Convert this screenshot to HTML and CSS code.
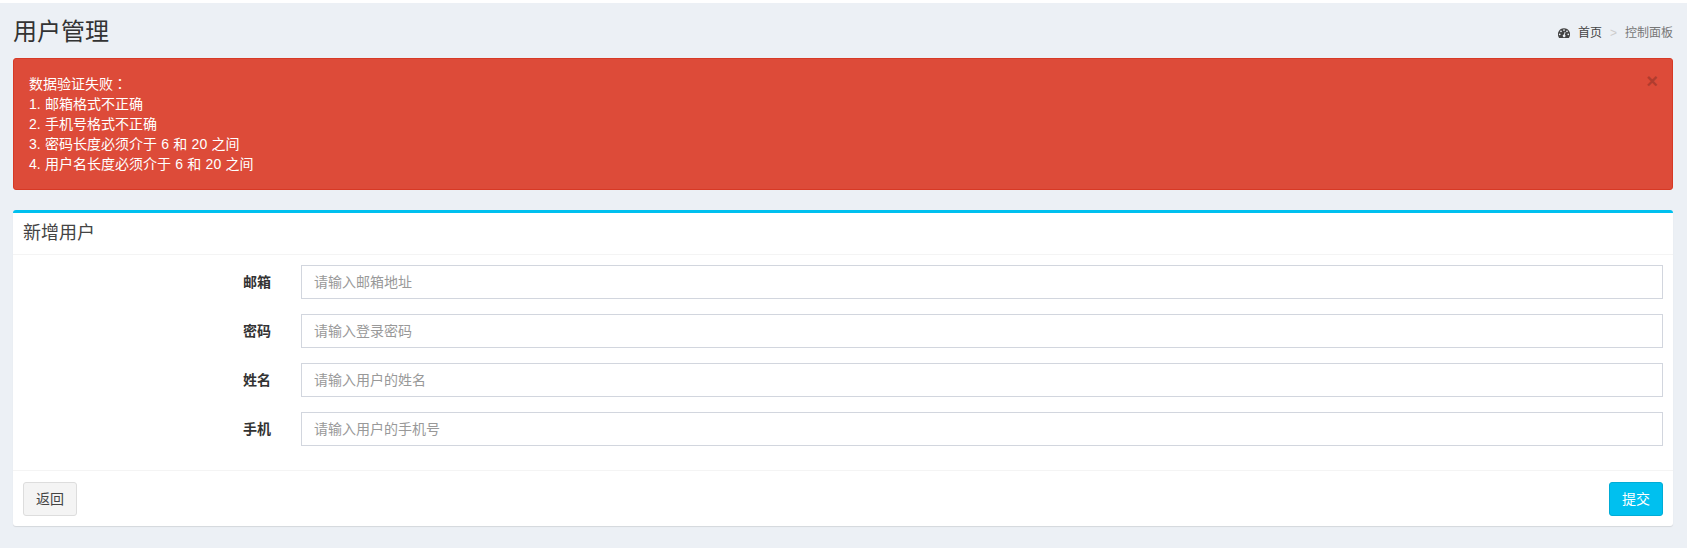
FILE: index.html
```html
<!DOCTYPE html>
<html lang="zh-CN">
<head>
<meta charset="utf-8">
<title>用户管理</title>
<link rel="stylesheet" href="styles.css">
</head>
<body>
<main class="content-wrapper">
  <header class="content-header">
    <h1>用户管理</h1>
    <nav class="breadcrumb">
      <svg class="dash-icon" viewBox="0 0 14 12" aria-hidden="true">
        <path fill="currentColor" fill-rule="evenodd" d="M7 0a7 7 0 0 0-5.900 10.900q.2.4.6.4h10.600q.4 0 .6-.4A7 7 0 0 0 7 0zM2 6a1 1 0 1 0 0 2a1 1 0 0 0 0-2zM3.500 2.500a1 1 0 1 0 0 2a1 1 0 0 0 0-2zM7 1a1 1 0 1 0 0 2a1 1 0 0 0 0-2zM10.500 2.500a1 1 0 1 0 0 2a1 1 0 0 0 0-2zM12 6a1 1 0 1 0 0 2a1 1 0 0 0 0-2zM7.800 4.100l-.8 3.200a1.500 1.500 0 1 0 1 .3l.8-3.200z"/>
      </svg>
      <a class="home" href="#">首页</a>
      <span class="sep">&gt;</span>
      <span class="current">控制面板</span>
    </nav>
  </header>

  <section class="alert">
    <div class="alert-text">
      <p>数据验证失败<span class="colon" lang="zh-TW">：</span></p>
      <p>1. 邮箱格式不正确</p>
      <p>2. 手机号格式不正确</p>
      <p>3. 密码长度必须介于 6 和 20 之间</p>
      <p>4. 用户名长度必须介于 6 和 20 之间</p>
    </div>
    <button class="close" type="button">×</button>
  </section>

  <form class="box">
    <h3 class="box-title">新增用户</h3>
    <div class="box-body">
      <div class="form-group"><label for="email">邮箱</label><input id="email" type="text" placeholder="请输入邮箱地址"></div>
      <div class="form-group"><label for="password">密码</label><input id="password" type="password" placeholder="请输入登录密码"></div>
      <div class="form-group"><label for="name">姓名</label><input id="name" type="text" placeholder="请输入用户的姓名"></div>
      <div class="form-group"><label for="phone">手机</label><input id="phone" type="text" placeholder="请输入用户的手机号"></div>
    </div>
    <div class="box-footer">
      <button class="btn btn-default" type="button">返回</button>
      <button class="btn btn-info" type="button">提交</button>
    </div>
  </form>
</main>
</body>
</html>
```
FILE: styles.css
```css
* {
  box-sizing: border-box;
}

body {
  margin: 0;
  padding: 3px 4px 0 0;
  background: #fff;
  color: #333;
  font: 14px/20px "Liberation Sans", "Noto Sans CJK SC", sans-serif;
}

h1, h3, p {
  margin: 0;
}

.content-wrapper {
  height: 545px;
  padding: 0 14px 0 13px;
  background: #ecf0f5;
}

.content-header {
  display: flex;
  justify-content: space-between;
  height: 55px;
}

.content-header h1 {
  padding-top: 16px;
  font-size: 24px;
  font-weight: 400;
  line-height: 26px;
}

.breadcrumb {
  display: flex;
  align-items: center;
  height: 20px;
  margin-top: 20px;
  font-size: 12px;
}

.dash-icon {
  width: 12px;
  height: 11px;
  margin: 1px 8px 0 0;
  color: #444;
}

.home {
  color: #444;
  text-decoration: none;
}

.sep {
  width: 23px;
  color: #ccc;
  text-align: center;
}

.current {
  color: #777;
}

.alert {
  display: flex;
  justify-content: space-between;
  align-items: flex-start;
  height: 132px;
  margin-bottom: 20px;
  padding: 15px;
  border: 1px solid #d73925;
  border-radius: 3px;
  background: #dd4b39;
  color: #fff;
  word-spacing: 0.4px;
}

.alert p {
  height: 20px;
}

.colon {
  font-family: "Noto Sans CJK TC", sans-serif;
  line-height: 1;
}

.close {
  margin: -3px -1px 0 0;
  padding: 0;
  border: 0;
  background: none;
  color: #b13c2e;
  font: bold 20px/20px "Liberation Sans", sans-serif;
}

.box {
  height: 316px;
  border-top: 3px solid #00c0ef;
  border-radius: 3px;
  background: #fff;
  box-shadow: 0 1px 1px rgba(0, 0, 0, 0.1);
}

.box-title {
  height: 42px;
  padding: 10px 10px 0;
  border-bottom: 1px solid #f4f4f4;
  color: #444;
  font-size: 18px;
  font-weight: 400;
  line-height: 20px;
}

.box-body {
  display: flex;
  flex-direction: column;
  gap: 15px;
  height: 215px;
  padding: 10px;
}

.form-group {
  display: grid;
  grid-template-columns: 248px 1fr;
  column-gap: 30px;
}

.form-group label {
  padding-top: 7px;
  font-weight: 700;
  text-align: right;
}

.form-group input {
  width: 100%;
  height: 34px;
  padding: 6px 12px;
  border: 1px solid #d2d6de;
  border-radius: 0;
  background: #fff;
  color: #555;
  font: inherit;
}

.form-group input::placeholder {
  color: #999;
  opacity: 1;
}

.box-footer {
  display: flex;
  justify-content: space-between;
  padding: 11px 10px 10px;
  border-top: 1px solid #f4f4f4;
}

.btn {
  height: 34px;
  padding: 6px 12px;
  border: 1px solid;
  border-radius: 3px;
  font: inherit;
}

.btn-default {
  border-color: #ddd;
  background: #f4f4f4;
  color: #444;
}

.btn-info {
  border-color: #00acd6;
  background: #00c0ef;
  color: #fff;
}
```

---

Your instructions
Quote all the lines above exactly as given. Do not include the pictures.

Result
Convert this screenshot to HTML and CSS code.
FILE: index.html
```html
<!DOCTYPE html>
<html lang="zh-CN">
<head>
<meta charset="utf-8">
<title>用户管理</title>
<link rel="stylesheet" href="styles.css">
</head>
<body>
<main class="content-wrapper">
  <header class="content-header">
    <h1>用户管理</h1>
    <nav class="breadcrumb">
      <svg class="dash-icon" viewBox="0 0 14 12" aria-hidden="true">
        <path fill="currentColor" fill-rule="evenodd" d="M7 0a7 7 0 0 0-5.900 10.900q.2.4.6.4h10.600q.4 0 .6-.4A7 7 0 0 0 7 0zM2 6a1 1 0 1 0 0 2a1 1 0 0 0 0-2zM3.500 2.500a1 1 0 1 0 0 2a1 1 0 0 0 0-2zM7 1a1 1 0 1 0 0 2a1 1 0 0 0 0-2zM10.500 2.500a1 1 0 1 0 0 2a1 1 0 0 0 0-2zM12 6a1 1 0 1 0 0 2a1 1 0 0 0 0-2zM7.800 4.100l-.8 3.200a1.500 1.500 0 1 0 1 .3l.8-3.200z"/>
      </svg>
      <a class="home" href="#">首页</a>
      <span class="sep">&gt;</span>
      <span class="current">控制面板</span>
    </nav>
  </header>

  <section class="alert">
    <div class="alert-text">
      <p>数据验证失败<span class="colon" lang="zh-TW">：</span></p>
      <p>1. 邮箱格式不正确</p>
      <p>2. 手机号格式不正确</p>
      <p>3. 密码长度必须介于 6 和 20 之间</p>
      <p>4. 用户名长度必须介于 6 和 20 之间</p>
    </div>
    <button class="close" type="button">×</button>
  </section>

  <form class="box">
    <h3 class="box-title">新增用户</h3>
    <div class="box-body">
      <div class="form-group"><label for="email">邮箱</label><input id="email" type="text" placeholder="请输入邮箱地址"></div>
      <div class="form-group"><label for="password">密码</label><input id="password" type="password" placeholder="请输入登录密码"></div>
      <div class="form-group"><label for="name">姓名</label><input id="name" type="text" placeholder="请输入用户的姓名"></div>
      <div class="form-group"><label for="phone">手机</label><input id="phone" type="text" placeholder="请输入用户的手机号"></div>
    </div>
    <div class="box-footer">
      <button class="btn btn-default" type="button">返回</button>
      <button class="btn btn-info" type="button">提交</button>
    </div>
  </form>
</main>
</body>
</html>
```
FILE: styles.css
```css
* {
  box-sizing: border-box;
}

body {
  margin: 0;
  padding: 3px 4px 0 0;
  background: #fff;
  color: #333;
  font: 14px/20px "Liberation Sans", "Noto Sans CJK SC", sans-serif;
}

h1, h3, p {
  margin: 0;
}

.content-wrapper {
  height: 545px;
  padding: 0 14px 0 13px;
  background: #ecf0f5;
}

.content-header {
  display: flex;
  justify-content: space-between;
  height: 55px;
}

.content-header h1 {
  padding-top: 16px;
  font-size: 24px;
  font-weight: 400;
  line-height: 26px;
}

.breadcrumb {
  display: flex;
  align-items: center;
  height: 20px;
  margin-top: 20px;
  font-size: 12px;
}

.dash-icon {
  width: 12px;
  height: 11px;
  margin: 1px 8px 0 0;
  color: #444;
}

.home {
  color: #444;
  text-decoration: none;
}

.sep {
  width: 23px;
  color: #ccc;
  text-align: center;
}

.current {
  color: #777;
}

.alert {
  display: flex;
  justify-content: space-between;
  align-items: flex-start;
  height: 132px;
  margin-bottom: 20px;
  padding: 15px;
  border: 1px solid #d73925;
  border-radius: 3px;
  background: #dd4b39;
  color: #fff;
  word-spacing: 0.4px;
}

.alert p {
  height: 20px;
}

.colon {
  font-family: "Noto Sans CJK TC", sans-serif;
  line-height: 1;
}

.close {
  margin: -3px -1px 0 0;
  padding: 0;
  border: 0;
  background: none;
  color: #b13c2e;
  font: bold 20px/20px "Liberation Sans", sans-serif;
}

.box {
  height: 316px;
  border-top: 3px solid #00c0ef;
  border-radius: 3px;
  background: #fff;
  box-shadow: 0 1px 1px rgba(0, 0, 0, 0.1);
}

.box-title {
  height: 42px;
  padding: 10px 10px 0;
  border-bottom: 1px solid #f4f4f4;
  color: #444;
  font-size: 18px;
  font-weight: 400;
  line-height: 20px;
}

.box-body {
  display: flex;
  flex-direction: column;
  gap: 15px;
  height: 215px;
  padding: 10px;
}

.form-group {
  display: grid;
  grid-template-columns: 248px 1fr;
  column-gap: 30px;
}

.form-group label {
  padding-top: 7px;
  font-weight: 700;
  text-align: right;
}

.form-group input {
  width: 100%;
  height: 34px;
  padding: 6px 12px;
  border: 1px solid #d2d6de;
  border-radius: 0;
  background: #fff;
  color: #555;
  font: inherit;
}

.form-group input::placeholder {
  color: #999;
  opacity: 1;
}

.box-footer {
  display: flex;
  justify-content: space-between;
  padding: 11px 10px 10px;
  border-top: 1px solid #f4f4f4;
}

.btn {
  height: 34px;
  padding: 6px 12px;
  border: 1px solid;
  border-radius: 3px;
  font: inherit;
}

.btn-default {
  border-color: #ddd;
  background: #f4f4f4;
  color: #444;
}

.btn-info {
  border-color: #00acd6;
  background: #00c0ef;
  color: #fff;
}
```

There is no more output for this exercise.